Tulisan tersebut menuai kritik dari berbagai pihak. Tidak sedikit yang menyoalkannya baik dari sisi metodologi ataupun substansi. Salah satu tokoh kaliber yang mengkritisinya adalah Dr. Muchlis M. Hanafi, Sekjend Organisasi Ikatan Alumni Al-Azhar Indonesia (OIAAI). Di mana ketua OIAAI ini adalah Dr. TGB. H. Muhammad Zainul Majdi, M.A., mantan gubernur Nusa Tenggara Barat (2008-2018), sekaligus mengenyam pendidikannya sejak S1 hingga S3 bidang Tafsir Alquran di Universitas Al-Azhar, Kairo Mesir.

Kritiksasi Muchlis M. Hanafi

Sebagaimana kita ketahui bersama, Muchlis M. Hanafi merupakan doktor bidang Tafsir Alquran, alumni Universitas Al-Azhar, Kairo Mesir.
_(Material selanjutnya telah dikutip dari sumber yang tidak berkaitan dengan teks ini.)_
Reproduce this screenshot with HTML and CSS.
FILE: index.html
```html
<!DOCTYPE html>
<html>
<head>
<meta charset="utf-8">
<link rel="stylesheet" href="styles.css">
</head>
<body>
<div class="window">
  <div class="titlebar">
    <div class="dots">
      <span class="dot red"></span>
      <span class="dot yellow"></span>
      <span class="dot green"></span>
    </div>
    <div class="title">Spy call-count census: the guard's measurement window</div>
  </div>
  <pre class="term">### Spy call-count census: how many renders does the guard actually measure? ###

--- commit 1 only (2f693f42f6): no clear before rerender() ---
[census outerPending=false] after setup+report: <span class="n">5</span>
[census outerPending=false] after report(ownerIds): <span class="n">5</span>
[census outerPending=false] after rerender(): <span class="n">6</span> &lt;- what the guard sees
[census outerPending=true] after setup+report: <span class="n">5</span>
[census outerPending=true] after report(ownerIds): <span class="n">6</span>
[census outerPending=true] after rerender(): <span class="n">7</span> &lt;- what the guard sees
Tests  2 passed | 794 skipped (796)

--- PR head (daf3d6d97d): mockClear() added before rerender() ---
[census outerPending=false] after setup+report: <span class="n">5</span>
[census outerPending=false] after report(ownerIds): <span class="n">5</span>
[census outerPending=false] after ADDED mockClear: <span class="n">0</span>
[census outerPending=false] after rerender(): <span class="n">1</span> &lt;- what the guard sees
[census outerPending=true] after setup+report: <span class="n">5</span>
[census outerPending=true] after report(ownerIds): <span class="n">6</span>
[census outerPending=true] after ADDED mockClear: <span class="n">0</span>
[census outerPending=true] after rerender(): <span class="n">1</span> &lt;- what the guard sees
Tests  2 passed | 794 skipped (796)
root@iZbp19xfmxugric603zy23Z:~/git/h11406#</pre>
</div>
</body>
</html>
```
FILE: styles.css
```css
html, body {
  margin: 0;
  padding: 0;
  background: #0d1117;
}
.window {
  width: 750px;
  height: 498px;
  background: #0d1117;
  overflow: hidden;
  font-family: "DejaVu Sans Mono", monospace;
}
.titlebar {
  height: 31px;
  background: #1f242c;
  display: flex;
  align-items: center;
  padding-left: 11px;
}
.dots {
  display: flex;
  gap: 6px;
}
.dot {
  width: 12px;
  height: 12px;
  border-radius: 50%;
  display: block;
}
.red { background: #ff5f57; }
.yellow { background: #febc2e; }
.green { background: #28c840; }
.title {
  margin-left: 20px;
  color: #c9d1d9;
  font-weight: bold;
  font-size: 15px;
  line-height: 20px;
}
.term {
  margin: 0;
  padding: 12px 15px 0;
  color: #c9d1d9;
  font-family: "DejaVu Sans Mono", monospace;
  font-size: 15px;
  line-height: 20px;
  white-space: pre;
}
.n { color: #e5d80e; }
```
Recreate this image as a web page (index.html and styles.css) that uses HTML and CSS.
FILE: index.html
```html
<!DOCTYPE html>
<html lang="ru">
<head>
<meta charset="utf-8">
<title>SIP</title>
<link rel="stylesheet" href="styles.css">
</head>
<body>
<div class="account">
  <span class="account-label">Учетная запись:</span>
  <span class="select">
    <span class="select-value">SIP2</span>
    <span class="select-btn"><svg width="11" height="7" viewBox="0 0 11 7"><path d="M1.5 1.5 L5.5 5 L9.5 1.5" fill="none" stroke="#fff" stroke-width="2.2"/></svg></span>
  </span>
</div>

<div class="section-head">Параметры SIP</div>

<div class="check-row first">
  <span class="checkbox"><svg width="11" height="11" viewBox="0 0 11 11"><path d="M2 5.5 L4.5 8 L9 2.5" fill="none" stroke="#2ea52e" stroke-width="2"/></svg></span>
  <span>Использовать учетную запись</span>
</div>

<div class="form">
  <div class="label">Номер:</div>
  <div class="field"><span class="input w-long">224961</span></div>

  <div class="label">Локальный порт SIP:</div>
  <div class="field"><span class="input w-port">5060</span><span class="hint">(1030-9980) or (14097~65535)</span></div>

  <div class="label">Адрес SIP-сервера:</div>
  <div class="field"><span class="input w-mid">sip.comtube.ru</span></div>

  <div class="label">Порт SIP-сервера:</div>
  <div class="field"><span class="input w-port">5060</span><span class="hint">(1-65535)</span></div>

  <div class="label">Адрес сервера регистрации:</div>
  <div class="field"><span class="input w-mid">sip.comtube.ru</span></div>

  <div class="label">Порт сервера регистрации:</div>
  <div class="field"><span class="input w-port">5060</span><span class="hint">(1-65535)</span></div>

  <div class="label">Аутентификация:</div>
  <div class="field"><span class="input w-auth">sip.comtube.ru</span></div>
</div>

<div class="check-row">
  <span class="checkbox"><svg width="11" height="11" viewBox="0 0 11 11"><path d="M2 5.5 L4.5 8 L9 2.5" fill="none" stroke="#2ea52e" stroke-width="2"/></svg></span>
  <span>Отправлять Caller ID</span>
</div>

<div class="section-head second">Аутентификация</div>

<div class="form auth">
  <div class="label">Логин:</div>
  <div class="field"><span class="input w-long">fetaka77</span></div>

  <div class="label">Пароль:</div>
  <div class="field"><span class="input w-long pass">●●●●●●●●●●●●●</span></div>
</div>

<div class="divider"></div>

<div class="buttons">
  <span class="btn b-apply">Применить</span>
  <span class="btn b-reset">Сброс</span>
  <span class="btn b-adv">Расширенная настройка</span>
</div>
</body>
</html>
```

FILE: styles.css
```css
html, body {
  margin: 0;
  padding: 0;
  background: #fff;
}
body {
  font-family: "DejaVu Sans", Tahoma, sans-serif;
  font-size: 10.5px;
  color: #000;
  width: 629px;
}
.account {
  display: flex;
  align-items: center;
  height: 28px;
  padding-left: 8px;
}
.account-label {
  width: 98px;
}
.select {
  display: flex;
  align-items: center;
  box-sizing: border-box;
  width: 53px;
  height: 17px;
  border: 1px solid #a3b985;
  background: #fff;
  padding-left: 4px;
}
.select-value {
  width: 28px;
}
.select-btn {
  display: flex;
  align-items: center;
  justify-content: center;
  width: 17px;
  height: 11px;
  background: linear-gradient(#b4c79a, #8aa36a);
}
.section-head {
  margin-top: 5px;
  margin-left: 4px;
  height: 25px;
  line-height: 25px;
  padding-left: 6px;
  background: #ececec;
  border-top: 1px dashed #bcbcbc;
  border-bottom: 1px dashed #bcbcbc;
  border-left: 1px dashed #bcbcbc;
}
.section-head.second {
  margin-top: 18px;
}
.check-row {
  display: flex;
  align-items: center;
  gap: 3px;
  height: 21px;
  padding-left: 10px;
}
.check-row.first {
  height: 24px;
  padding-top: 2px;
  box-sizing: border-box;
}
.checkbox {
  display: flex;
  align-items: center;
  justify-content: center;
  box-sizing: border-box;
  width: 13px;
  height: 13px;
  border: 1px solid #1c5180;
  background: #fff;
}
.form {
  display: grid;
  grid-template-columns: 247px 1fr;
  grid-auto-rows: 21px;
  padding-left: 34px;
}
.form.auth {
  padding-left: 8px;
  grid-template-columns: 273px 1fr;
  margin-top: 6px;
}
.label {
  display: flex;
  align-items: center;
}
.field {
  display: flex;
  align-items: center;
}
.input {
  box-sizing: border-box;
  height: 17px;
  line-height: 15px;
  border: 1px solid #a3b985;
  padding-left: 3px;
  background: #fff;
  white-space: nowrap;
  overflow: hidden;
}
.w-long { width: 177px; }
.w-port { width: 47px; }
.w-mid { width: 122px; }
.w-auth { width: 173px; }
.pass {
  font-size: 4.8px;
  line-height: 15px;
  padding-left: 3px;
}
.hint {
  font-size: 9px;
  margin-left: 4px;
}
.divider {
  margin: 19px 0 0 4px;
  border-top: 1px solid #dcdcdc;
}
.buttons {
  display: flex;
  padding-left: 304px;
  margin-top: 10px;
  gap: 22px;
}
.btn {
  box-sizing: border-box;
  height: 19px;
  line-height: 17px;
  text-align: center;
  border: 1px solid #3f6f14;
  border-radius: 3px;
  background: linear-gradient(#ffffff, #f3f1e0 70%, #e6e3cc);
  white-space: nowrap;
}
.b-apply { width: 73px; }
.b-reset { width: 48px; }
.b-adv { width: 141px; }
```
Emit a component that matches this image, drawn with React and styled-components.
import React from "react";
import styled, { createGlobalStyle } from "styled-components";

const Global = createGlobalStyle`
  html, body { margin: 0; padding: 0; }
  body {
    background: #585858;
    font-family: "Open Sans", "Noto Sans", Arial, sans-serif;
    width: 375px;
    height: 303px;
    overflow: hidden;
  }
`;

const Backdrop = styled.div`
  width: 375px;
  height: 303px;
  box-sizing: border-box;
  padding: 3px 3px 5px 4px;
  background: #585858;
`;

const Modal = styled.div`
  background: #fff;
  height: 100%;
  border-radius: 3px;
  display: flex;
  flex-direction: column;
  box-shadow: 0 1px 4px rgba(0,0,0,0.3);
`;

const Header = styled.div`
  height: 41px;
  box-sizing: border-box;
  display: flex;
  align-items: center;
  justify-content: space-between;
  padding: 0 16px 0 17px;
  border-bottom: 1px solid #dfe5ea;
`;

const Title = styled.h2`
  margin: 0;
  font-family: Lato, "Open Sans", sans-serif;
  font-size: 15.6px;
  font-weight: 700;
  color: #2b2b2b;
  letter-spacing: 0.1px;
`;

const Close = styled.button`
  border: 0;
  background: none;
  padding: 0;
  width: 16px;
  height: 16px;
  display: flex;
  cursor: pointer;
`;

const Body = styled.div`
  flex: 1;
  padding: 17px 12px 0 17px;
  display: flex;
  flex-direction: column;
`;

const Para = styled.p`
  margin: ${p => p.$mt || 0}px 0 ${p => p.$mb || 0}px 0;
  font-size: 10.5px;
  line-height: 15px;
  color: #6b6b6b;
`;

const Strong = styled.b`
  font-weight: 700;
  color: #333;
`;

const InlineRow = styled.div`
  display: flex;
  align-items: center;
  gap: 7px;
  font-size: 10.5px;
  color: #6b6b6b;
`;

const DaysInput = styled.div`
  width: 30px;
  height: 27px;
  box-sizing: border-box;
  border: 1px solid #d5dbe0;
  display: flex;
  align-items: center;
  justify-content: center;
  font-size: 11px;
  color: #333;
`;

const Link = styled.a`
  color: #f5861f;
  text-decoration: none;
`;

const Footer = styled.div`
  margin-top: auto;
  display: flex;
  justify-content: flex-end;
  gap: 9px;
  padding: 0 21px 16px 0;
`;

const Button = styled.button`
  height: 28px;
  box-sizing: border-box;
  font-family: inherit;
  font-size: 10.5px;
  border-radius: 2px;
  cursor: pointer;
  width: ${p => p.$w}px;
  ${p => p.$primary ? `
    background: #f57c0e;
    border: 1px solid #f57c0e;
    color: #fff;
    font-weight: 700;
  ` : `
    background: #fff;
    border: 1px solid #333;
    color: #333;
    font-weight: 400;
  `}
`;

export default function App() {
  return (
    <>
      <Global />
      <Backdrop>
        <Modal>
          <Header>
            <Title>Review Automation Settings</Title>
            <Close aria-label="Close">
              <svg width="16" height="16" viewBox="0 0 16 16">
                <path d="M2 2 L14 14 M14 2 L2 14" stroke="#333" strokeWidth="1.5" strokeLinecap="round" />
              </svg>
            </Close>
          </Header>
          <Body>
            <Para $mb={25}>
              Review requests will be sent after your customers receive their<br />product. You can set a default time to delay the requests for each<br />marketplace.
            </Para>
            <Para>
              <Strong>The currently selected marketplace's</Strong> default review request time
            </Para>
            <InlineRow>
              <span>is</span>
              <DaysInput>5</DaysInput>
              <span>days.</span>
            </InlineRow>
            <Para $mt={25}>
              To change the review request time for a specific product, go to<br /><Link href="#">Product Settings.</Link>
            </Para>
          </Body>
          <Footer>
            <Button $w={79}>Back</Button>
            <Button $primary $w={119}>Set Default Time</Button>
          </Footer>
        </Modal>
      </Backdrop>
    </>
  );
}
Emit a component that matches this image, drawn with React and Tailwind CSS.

Sehari-hari ia bekerja di Pusat Studi Al­Qur’an (PSQ) bersama Prof. Dr. M. Quraish Shihab. Beberapa waktu yang lalu beliau dihubungi oleh Penerbit Al­Kautsar Jakarta untuk membedah buku yang berjudul Tafsir Al-Mishbah dalam Sorotan: Kritik terhadap Karya Tafsir M. Quraish Shihab, sebuah buku karya Dr. Afrizal Nur, MA sebagai hasil “rombakan” dari Tesis Ph.D tahun 2013 di Jurusan Al-Qur’an dan Sunah di bawah penyeliaan Prof. Dr. Najib bin Abdul Kadir, yang bertajuk Kajian Analitikal Terhadap Pengaruh Negatif dalam Tafsir Al-Mishbah … (h. 212). Akan tetapi, saat itu Dr. Muchlis berhalangan hadir karena satu dan lain hal. Selain itu, hemat beliau, memberikan catatan dalam bentuk tertulis terhadap buku tersebut lebih baik daripada mengupasnya di ruang publik yang belum tentu audiens bisa memahami persoalan secara utuh karena durasi yang terbatas.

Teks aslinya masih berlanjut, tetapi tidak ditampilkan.